引き算ジャンル

広告代理店に入りたての頃、先輩CDに「新製品は新ジャンルという視点で考えろ」とアドバイスされた。新製品を新ジャンルとしてデビューさせる。例えばアサヒスーパードライは、それまで味わいやコクで競っていたビールに、「ドライ」という新ジャンルを創った。しかも、ジャンル名が商品名なので最強だ。

ジャンル名が実は固有の商標であるという例は多い。旨味調味料は様々なメーカーが出しているが、ジャンルとして世に認識されているのは、「味の素」という商標である。「デジカメ」はサンヨーが持つ商標であり、「キャノンのデジカメ」と正式には言えない。「キャノンのデジタルカメラ」となる。「宅急便」はヤマト運輸の商標だが、「佐川急便から宅急便が届いた」と言っている人はいるはず。「ウォシュレット」はTOTOの商標だが、水洗式便座の代名詞となっている。はごろもフーズ以外のツナ缶も「シーチキン」とは謳えない。「サランラップ」の商標はダウ・ケミカルと旭化成が持っている。

新ジャンルは既存ジャンルの足し算で生まれることがある。例えばジャンボなジェット機だから「ジャンボジェット」、ラジオにカセットが付いたら「ラジカセ」など。

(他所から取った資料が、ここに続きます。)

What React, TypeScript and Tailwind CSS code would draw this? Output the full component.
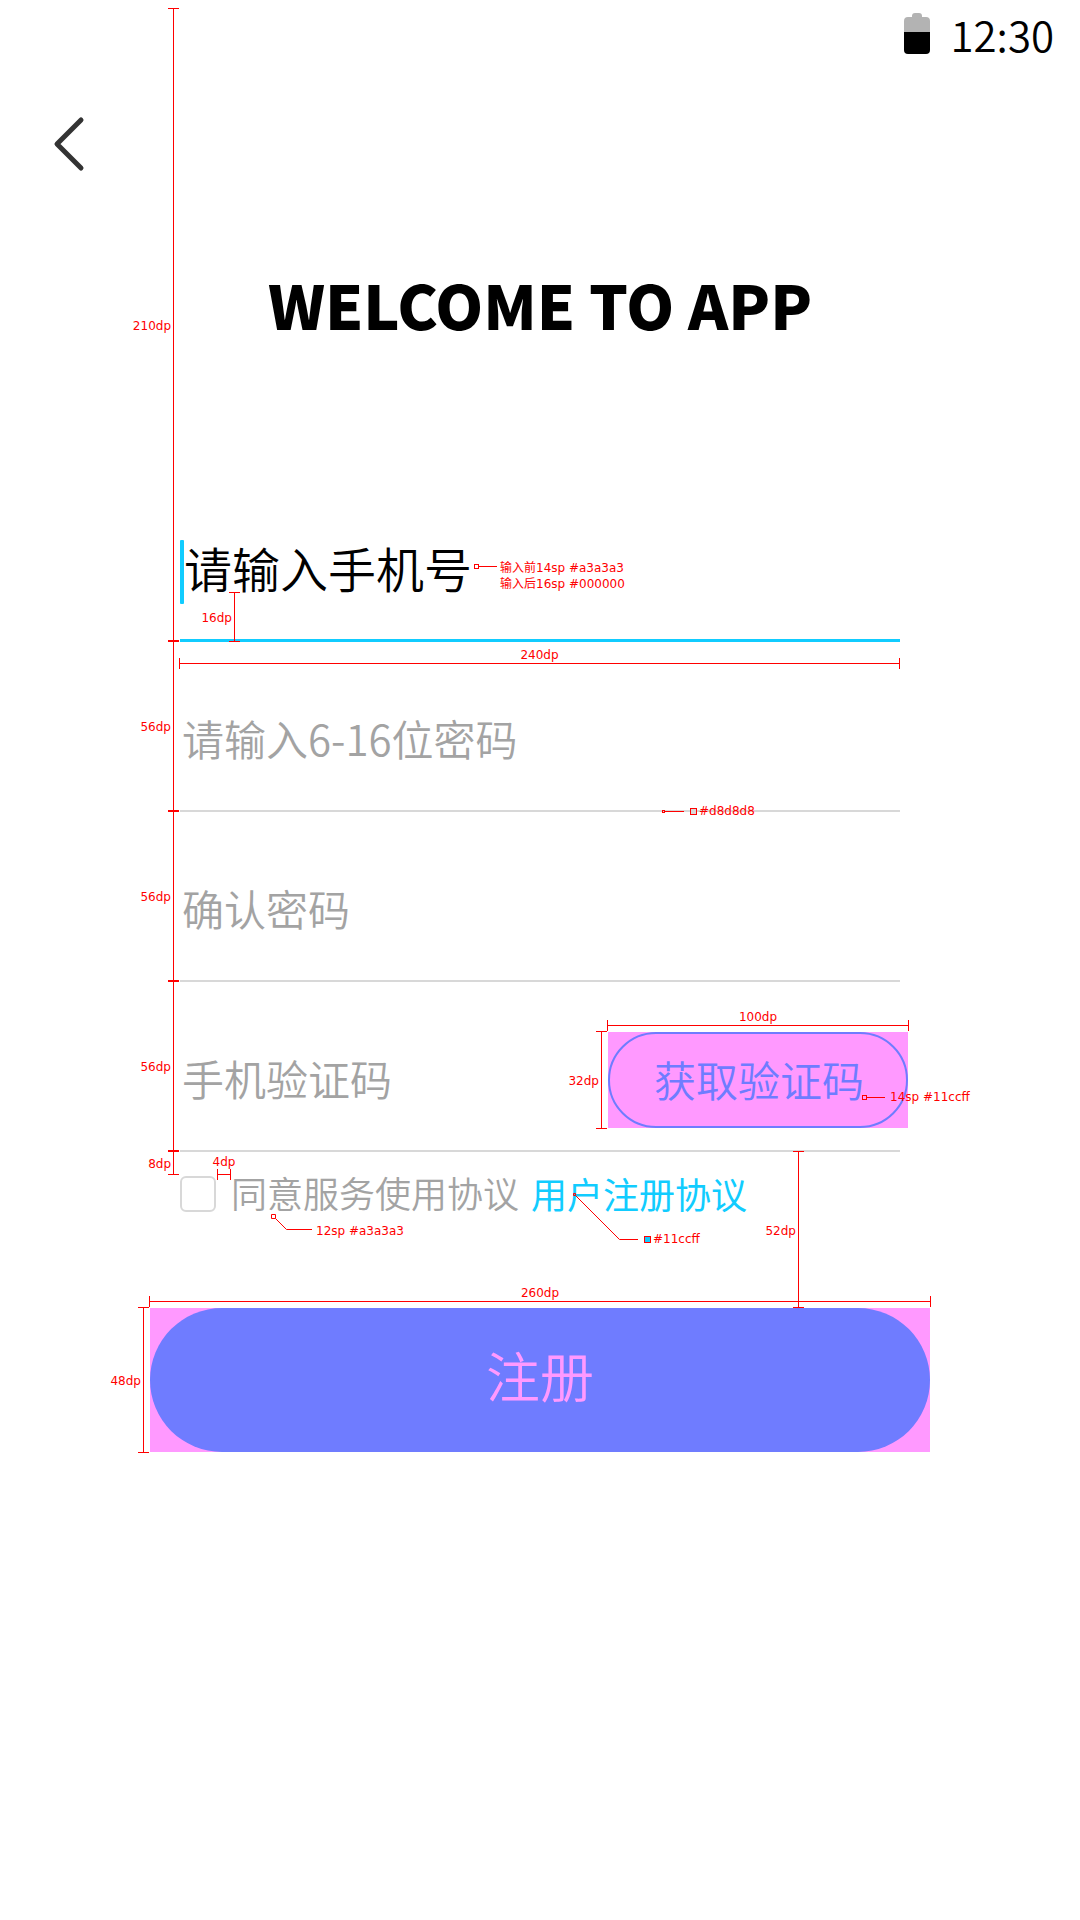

一方、引き算のジャンルも出てきた。サンドしていないサンドイッチだから「サンドシナイッチ」。握っていないオニギリだから「おにぎらず」。カップに入っていないカップ麺なので「ノンカップ麺」。少額のジャンボ宝くじだから「サマージャンボ・ミニ」とか、ご飯の上に牛鍋をかけた牛丼のご飯抜きが「牛皿」とか、込み入った作品もある。

足したり引いたり掛けたり割ったりして新ジャンルが生まれることは楽しい。こういった、ありものの使い回しで生まれた発明には遊び心を感じる。「サンドシナイッチって、ただのオープンサンドか」ではなく、「サンドシナイッチ、面白いね」と反応できる感性を無くしたくない。